After being referred to the Senate Commerce and Insurance Committee, the non-controversial bill was replaced with a Proposed Committee Substitute (PCS) called the “Business Freedom Act.” Among other things, the PCS added a section that would roll back the coal ash regulations placed on Duke Energy in 2014.

How this bill helps to bail out Duke Energy

The proposed bill would require the first beneficiation project only if the unmet demand for fly ash is between 300,000 and 600,000 tons. The second project would only be required if the unmet demand is between 600,000 and 900,000 tons. The third project is eliminated altogether. The new bill has also added that Duke would not be obligated to meet these regulations if the projects are not economically feasible (the revenues don’t outweigh the costs).

Table featuring the various amounts of coal ash demand from NC's concrete industry

Table 1: The estimated annual ash demand in concrete products. The first row estimates come from fly ash trend data with an 18-20% replacement rate. The second row estimates come from used Portland cement output given a 35% replacement rate

Table 1 shows that the projected unmet demand requirements used to structure this bill come from a study that Duke Energy had to perform under the 2014 Coal Ash Management Act. Under the projections found in its study, the demand for coal ash would be approximately 600,000 tons per year between 2015 and 2019, and 800,000 tons per year between 2020 and 2030. The data that Duke Energy used in its study was the supply of coal ash that it provided for the concrete industry, not the actual demand that the concrete industry was asking for. Bottom line: the data used in the study do not match the unmet demand requested by the concrete makers. A study performed by Dr. Leming at N.C. State shows that the unmet demand this year is approximately 959,000 tons and future demand could increase to 1.5 million tons by 2020. Therefore, the requirements set forth by H374 would not fulfill the unmet demand for coal the state.

The bottom line

If passed, the “Business Freedom Act” would allow Duke Energy to renege on its commitment to provide an alternative use to its environmentally hazardous coal byproduct. Furthermore, Duke Energy is contradicting themselves by asking for the changes in H374. In May 2017, Duke released a video that promoted the coal ash recycling process. The video states that the recycling process benefits communities across the state and saves ratepayers money. Duke Energy also put out a press release in December 2016 that applauded the benefits of recycling its coal ash. The press release even declares the environmental benefits of the recycling process by saying: “For every ton of coal ash used as a replacement for Portland cement in concrete, approximately 1 ton of greenhouse gas emissions are avoided.”
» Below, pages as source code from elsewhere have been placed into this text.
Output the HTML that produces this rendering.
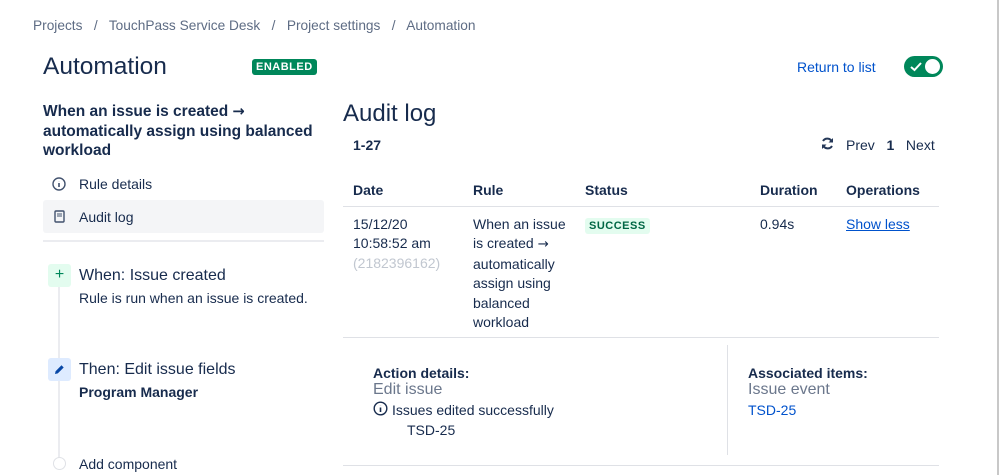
<!DOCTYPE html>
<html><head><meta charset="utf-8"><style>
body{margin:0;width:999px;height:475px;overflow:hidden;background:#fff;font-family:"Liberation Sans",sans-serif;color:#172b4d;position:relative}
.a{position:absolute;white-space:nowrap}
.t14{font-size:14px}
.b{font-weight:bold}
.ar{font-family:"DejaVu Sans",sans-serif;font-size:0.95em}
</style></head><body>
<div class="a" style="left:33px;top:18px;color:#5e6c84;font-size:13.7px">Projects &nbsp;&nbsp;/&nbsp;&nbsp; TouchPass Service Desk &nbsp;&nbsp;/&nbsp;&nbsp; Project settings &nbsp;&nbsp;/&nbsp;&nbsp; Automation</div>
<div class="a" style="left:43px;top:53px;font-size:24.5px;font-weight:500">Automation</div>
<div class="a b" style="left:252px;top:59px;font-size:11px;background:#00875a;color:#fff;padding:2px 4px;border-radius:3px;letter-spacing:.5px">ENABLED</div>
<div class="a t14" style="left:797px;top:59px;color:#0052cc">Return to list</div>
<div class="a" style="left:904px;top:56px;width:39px;height:21px;border-radius:11px;background:#00875a">
<svg class="a" style="left:6px;top:5px" width="12" height="11" viewBox="0 0 12 11"><path d="M1 6l3.5 3L11 2" stroke="#fff" stroke-width="2" fill="none"/></svg>
<div class="a" style="left:21px;top:3px;width:15px;height:15px;border-radius:50%;background:#fff"></div></div>
<div class="a b" style="left:43px;top:102px;font-size:15.5px;line-height:19.5px;white-space:normal;width:280px">When an issue is created <span class="ar">→</span> automatically assign using balanced workload</div>
<svg class="a" style="left:52px;top:177px" width="14" height="14" viewBox="0 0 14 14"><circle cx="7" cy="7" r="6" stroke="#42526e" stroke-width="1.4" fill="none"/><path d="M7 6v4M7 4v.1" stroke="#42526e" stroke-width="1.6"/></svg>
<div class="a t14" style="left:79px;top:176px">Rule details</div>
<div class="a" style="left:43px;top:200px;width:281px;height:33px;background:#f4f5f7;border-radius:3px"></div>
<svg class="a" style="left:54px;top:210px" width="11" height="13" viewBox="0 0 11 13"><rect x="1" y="1" width="9" height="11" rx="1" stroke="#42526e" stroke-width="1.4" fill="none"/><path d="M3 4h5M3 6h5" stroke="#42526e"/></svg>
<div class="a t14" style="left:79px;top:209px">Audit log</div>
<div class="a" style="left:43px;top:240px;width:281px;height:2px;background:#ebecf0"></div>
<div class="a" style="left:58px;top:285px;width:2px;height:180px;background:#ebecf0"></div>
<div class="a" style="left:48px;top:264px;width:23px;height:23px;background:#e3fcef;border-radius:3px;color:#00875a;font-size:16px;text-align:center;line-height:22px">+</div>
<div class="a" style="left:79px;top:267px;font-size:16px">When: Issue created</div>
<div class="a t14" style="left:79px;top:290px">Rule is run when an issue is created.</div>
<div class="a" style="left:48px;top:358px;width:23px;height:23px;background:#deebff;border-radius:3px"></div>
<svg class="a" style="left:53px;top:363px" width="13" height="13" viewBox="0 0 13 13"><path d="M2 11l.6-2.8L8.5 2.3l2.2 2.2-5.9 5.9z" fill="#0747a6"/></svg>
<div class="a" style="left:79px;top:361px;font-size:16px">Then: Edit issue fields</div>
<div class="a t14 b" style="left:79px;top:384px">Program Manager</div>
<div class="a" style="left:53px;top:457px;width:11px;height:11px;border:1px solid #dfe1e6;border-radius:50%;background:#fff"></div>
<div class="a t14" style="left:79px;top:456px">Add component</div>

<div class="a" style="left:343px;top:100px;font-size:24px">Audit log</div>
<div class="a t14 b" style="left:353px;top:137px">1-27</div>
<svg class="a" style="left:820px;top:136px" width="15" height="15" viewBox="0 0 15 15"><path d="M3 9a5 5 0 0 0 9 1M12 6a5 5 0 0 0-9-1" stroke="#253858" stroke-width="2" fill="none"/><path d="M13 2v4.5H8.5zM2 13V8.5h4.5z" fill="#253858"/></svg>
<div class="a t14" style="left:846px;top:137px">Prev &nbsp;&nbsp;<b>1</b>&nbsp;&nbsp; Next</div>
<div class="a t14 b" style="left:353px;top:182px">Date</div>
<div class="a t14 b" style="left:473px;top:182px">Rule</div>
<div class="a t14 b" style="left:585px;top:182px">Status</div>
<div class="a t14 b" style="left:760px;top:182px">Duration</div>
<div class="a t14 b" style="left:846px;top:182px">Operations</div>
<div class="a" style="left:343px;top:206px;width:596px;height:1px;background:#dfe1e6"></div>
<div class="a t14" style="left:353px;top:215px;line-height:19.4px">15/12/20<br>10:58:52 am<br><span style="color:#c1c7d0">(2182396162)</span></div>
<div class="a t14" style="left:473px;top:215px;line-height:19.4px">When an issue<br>is created <span class="ar">→</span><br>automatically<br>assign using<br>balanced<br>workload</div>
<div class="a b" style="left:585px;top:218px;font-size:11px;background:#e3fcef;color:#006644;padding:2px 4px;border-radius:3px;letter-spacing:.5px">SUCCESS</div>
<div class="a t14" style="left:760px;top:216px">0.94s</div>
<div class="a t14" style="left:846px;top:216px;color:#0052cc;text-decoration:underline">Show less</div>
<div class="a" style="left:343px;top:337px;width:596px;height:1px;background:#dfe1e6"></div>
<div class="a t14 b" style="left:373px;top:365px">Action details:</div>
<div class="a" style="left:373px;top:381px;font-size:16px;color:#6b778c">Edit issue</div>
<svg class="a" style="left:373px;top:401px" width="15" height="15" viewBox="0 0 15 15"><circle cx="7.5" cy="7.5" r="6.3" stroke="#172b4d" stroke-width="1.4" fill="none"/><path d="M7.5 6.5v4.5M7.5 4v.1" stroke="#172b4d" stroke-width="1.6"/></svg>
<div class="a t14" style="left:392px;top:402px">Issues edited successfully</div>
<div class="a t14" style="left:407px;top:422px">TSD-25</div>
<div class="a" style="left:727px;top:345px;width:1px;height:110px;background:#dfe1e6"></div>
<div class="a t14 b" style="left:748px;top:365px">Associated items:</div>
<div class="a" style="left:748px;top:381px;font-size:16px;color:#6b778c">Issue event</div>
<div class="a t14" style="left:748px;top:402px;color:#0052cc">TSD-25</div>
<div class="a" style="left:343px;top:465px;width:596px;height:1px;background:#dfe1e6"></div>
<div class="a" style="left:997px;top:0;width:2px;height:475px;background:#c8c8c8"></div>
</body></html>
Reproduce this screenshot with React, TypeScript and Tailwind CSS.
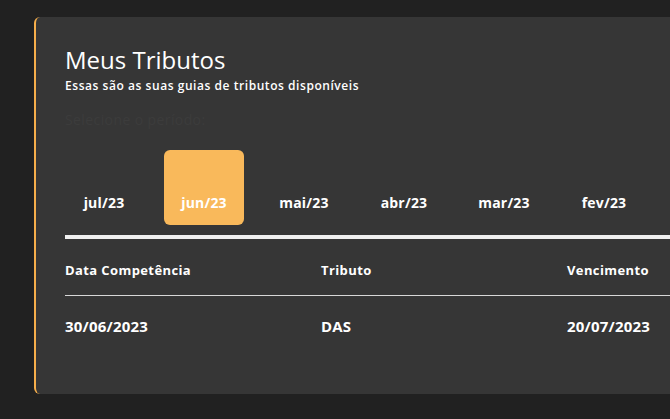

The lack of scientific vigor found in Duke Energy’s study leads to a bill that would limit its responsibilities as a company whose operations/activities contribute to real health and environmental risks. Duke Energy continues to damage our air and water through its coal production, and our legislature seems to continue bailing out the corporate polluter.

It is unacceptable for a company such as Duke Energy, who has already created public and environmental harm, to not be held accountable for its actions. The legislature is going against the public interest of keeping the citizens of North Carolina safe by supporting these changes.